Wm. Cummens banjo, ca. 1820. A Federal-style weight-driven banjo attributed to Wm Cummens of Roxbury in a 33-inch banded-mahogany case. The signature on the very old painted iron dial has been added or strengthened, so we can’t be sure it is by Cummens, but note the gold ring inside the numerals that is found on other Cummens banjos. He did not sign his movements, which used a T-bridge as found here. Both glasses were repainted by Thomas Moberg on old glass, the dial glass is newer. The hands are original, the weight old, the top finial a replacement. It is running easily and includes a winder. $1200-$2500.
Waltham “Banjo No. 31”, ca. 1905. A weight-driven banjo in a 40.5-inch mahogany case. Both reverse-painted images are original, with some losses to the background, mostly along the edges. The painted iron dial reads “S. A. Mac Queen Co.”, a silver retailer in Philadelphia in the early 1900’s. There is a convex glass in the brass bezel and two original iron hands. The signed movement runs 8 days; it is running without problem. The major drawback to this large banjo is the replacement base – a well-carved piece that closely, but not exactly, matches the mahogany case. If you can live with that you will have a nice banjo that otherwise typically sells for over $1000. $500-$800.

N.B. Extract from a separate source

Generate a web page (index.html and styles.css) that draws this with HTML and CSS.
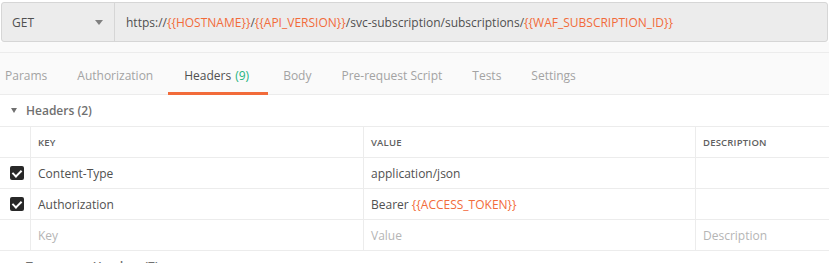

T.C. Burleigh, Jr. presentation banjo, ca. 1980. A 40-inch weight-driven reproduction banjo in the style of Willard presentation banjos from the early 1800’s. Gilded gesso on the beaded front, base and acorn finial. There is some loss to the gilding on the balls around the bottom. Both gilded glasses are original and in excellent shape. The painted dial is signed, the 8-day time-only movement is signed Kilbourn & Proctor, Inc. and is running. The lead weight is a replacement. We sold one in 2017 for $1500. $1000-$1500.